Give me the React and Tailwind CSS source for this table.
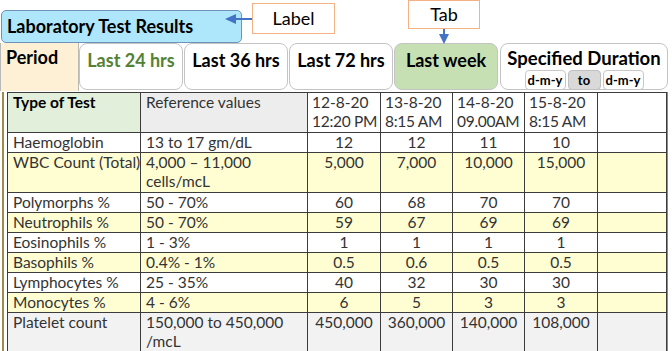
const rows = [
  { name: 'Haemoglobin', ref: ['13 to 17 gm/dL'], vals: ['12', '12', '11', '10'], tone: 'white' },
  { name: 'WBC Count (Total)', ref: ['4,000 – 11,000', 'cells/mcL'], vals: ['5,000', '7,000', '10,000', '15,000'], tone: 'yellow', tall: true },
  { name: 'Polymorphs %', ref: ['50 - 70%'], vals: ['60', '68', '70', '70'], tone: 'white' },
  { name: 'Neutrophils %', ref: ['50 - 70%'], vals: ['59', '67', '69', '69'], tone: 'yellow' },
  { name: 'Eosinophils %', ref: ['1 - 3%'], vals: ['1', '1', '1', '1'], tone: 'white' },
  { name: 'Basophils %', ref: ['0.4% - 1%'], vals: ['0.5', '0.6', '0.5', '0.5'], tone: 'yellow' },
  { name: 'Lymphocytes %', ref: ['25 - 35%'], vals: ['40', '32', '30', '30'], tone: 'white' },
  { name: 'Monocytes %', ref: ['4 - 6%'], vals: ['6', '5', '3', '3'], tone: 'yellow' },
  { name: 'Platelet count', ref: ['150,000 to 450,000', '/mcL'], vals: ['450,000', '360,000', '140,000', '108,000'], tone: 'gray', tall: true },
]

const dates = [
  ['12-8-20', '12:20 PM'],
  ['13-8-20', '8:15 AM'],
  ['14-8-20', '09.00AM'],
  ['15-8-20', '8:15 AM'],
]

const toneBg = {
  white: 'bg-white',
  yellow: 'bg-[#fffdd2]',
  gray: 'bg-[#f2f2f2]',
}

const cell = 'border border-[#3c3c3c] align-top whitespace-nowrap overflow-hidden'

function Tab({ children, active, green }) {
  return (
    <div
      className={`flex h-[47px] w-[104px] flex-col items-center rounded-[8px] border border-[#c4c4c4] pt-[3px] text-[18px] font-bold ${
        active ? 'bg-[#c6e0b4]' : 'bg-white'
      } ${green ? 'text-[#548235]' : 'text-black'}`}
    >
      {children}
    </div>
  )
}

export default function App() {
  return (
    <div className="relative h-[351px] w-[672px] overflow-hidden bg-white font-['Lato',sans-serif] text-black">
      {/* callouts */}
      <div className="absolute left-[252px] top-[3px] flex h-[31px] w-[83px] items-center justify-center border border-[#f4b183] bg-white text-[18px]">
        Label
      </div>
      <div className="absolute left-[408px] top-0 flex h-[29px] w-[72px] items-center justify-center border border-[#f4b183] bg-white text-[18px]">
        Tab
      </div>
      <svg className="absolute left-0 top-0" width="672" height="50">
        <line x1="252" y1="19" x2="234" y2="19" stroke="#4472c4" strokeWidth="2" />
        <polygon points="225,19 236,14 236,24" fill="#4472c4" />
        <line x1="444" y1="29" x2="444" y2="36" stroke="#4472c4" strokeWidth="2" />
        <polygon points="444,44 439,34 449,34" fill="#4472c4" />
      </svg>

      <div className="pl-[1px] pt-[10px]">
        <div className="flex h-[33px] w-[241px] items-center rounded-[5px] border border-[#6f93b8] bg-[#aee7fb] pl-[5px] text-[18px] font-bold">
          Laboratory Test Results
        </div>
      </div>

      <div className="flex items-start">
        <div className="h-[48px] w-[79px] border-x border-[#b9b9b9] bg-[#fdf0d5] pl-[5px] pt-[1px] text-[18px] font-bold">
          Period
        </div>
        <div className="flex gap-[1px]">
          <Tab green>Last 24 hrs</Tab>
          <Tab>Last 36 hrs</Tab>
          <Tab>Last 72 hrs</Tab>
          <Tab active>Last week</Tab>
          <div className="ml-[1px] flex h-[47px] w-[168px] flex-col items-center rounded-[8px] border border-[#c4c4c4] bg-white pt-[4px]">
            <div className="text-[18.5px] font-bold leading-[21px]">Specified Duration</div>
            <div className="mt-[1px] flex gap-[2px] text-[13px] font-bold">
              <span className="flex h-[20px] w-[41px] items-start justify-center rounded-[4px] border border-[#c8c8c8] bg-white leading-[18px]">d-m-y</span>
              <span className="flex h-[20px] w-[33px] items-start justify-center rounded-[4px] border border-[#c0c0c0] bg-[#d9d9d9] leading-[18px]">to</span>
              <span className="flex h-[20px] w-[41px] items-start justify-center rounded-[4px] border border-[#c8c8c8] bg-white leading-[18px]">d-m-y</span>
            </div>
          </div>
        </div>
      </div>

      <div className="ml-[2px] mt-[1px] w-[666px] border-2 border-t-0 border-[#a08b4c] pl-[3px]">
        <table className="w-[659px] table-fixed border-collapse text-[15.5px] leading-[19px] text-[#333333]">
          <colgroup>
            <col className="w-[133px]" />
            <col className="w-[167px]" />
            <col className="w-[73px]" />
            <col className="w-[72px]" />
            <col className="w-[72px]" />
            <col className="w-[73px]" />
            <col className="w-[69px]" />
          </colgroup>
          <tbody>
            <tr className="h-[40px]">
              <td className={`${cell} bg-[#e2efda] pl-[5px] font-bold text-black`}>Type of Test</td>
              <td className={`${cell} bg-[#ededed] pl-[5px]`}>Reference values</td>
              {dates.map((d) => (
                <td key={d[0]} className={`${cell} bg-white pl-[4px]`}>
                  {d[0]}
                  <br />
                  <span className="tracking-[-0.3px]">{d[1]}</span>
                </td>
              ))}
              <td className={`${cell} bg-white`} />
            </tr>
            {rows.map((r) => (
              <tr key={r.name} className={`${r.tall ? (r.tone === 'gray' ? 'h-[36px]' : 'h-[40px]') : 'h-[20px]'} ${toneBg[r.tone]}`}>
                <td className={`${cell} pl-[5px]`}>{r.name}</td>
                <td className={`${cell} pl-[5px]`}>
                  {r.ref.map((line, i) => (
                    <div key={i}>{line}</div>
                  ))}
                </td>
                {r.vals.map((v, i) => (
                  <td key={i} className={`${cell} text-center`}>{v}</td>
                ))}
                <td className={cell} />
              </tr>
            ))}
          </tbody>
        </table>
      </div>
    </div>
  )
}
=-=-=-=-=
Set exercise:
Reproduce each line holding the word "table".

Correct output:
Give me the React and Tailwind CSS source for this table.
        <table className="w-[659px] table-fixed border-collapse text-[15.5px] leading-[19px] text-[#333333]">
        </table>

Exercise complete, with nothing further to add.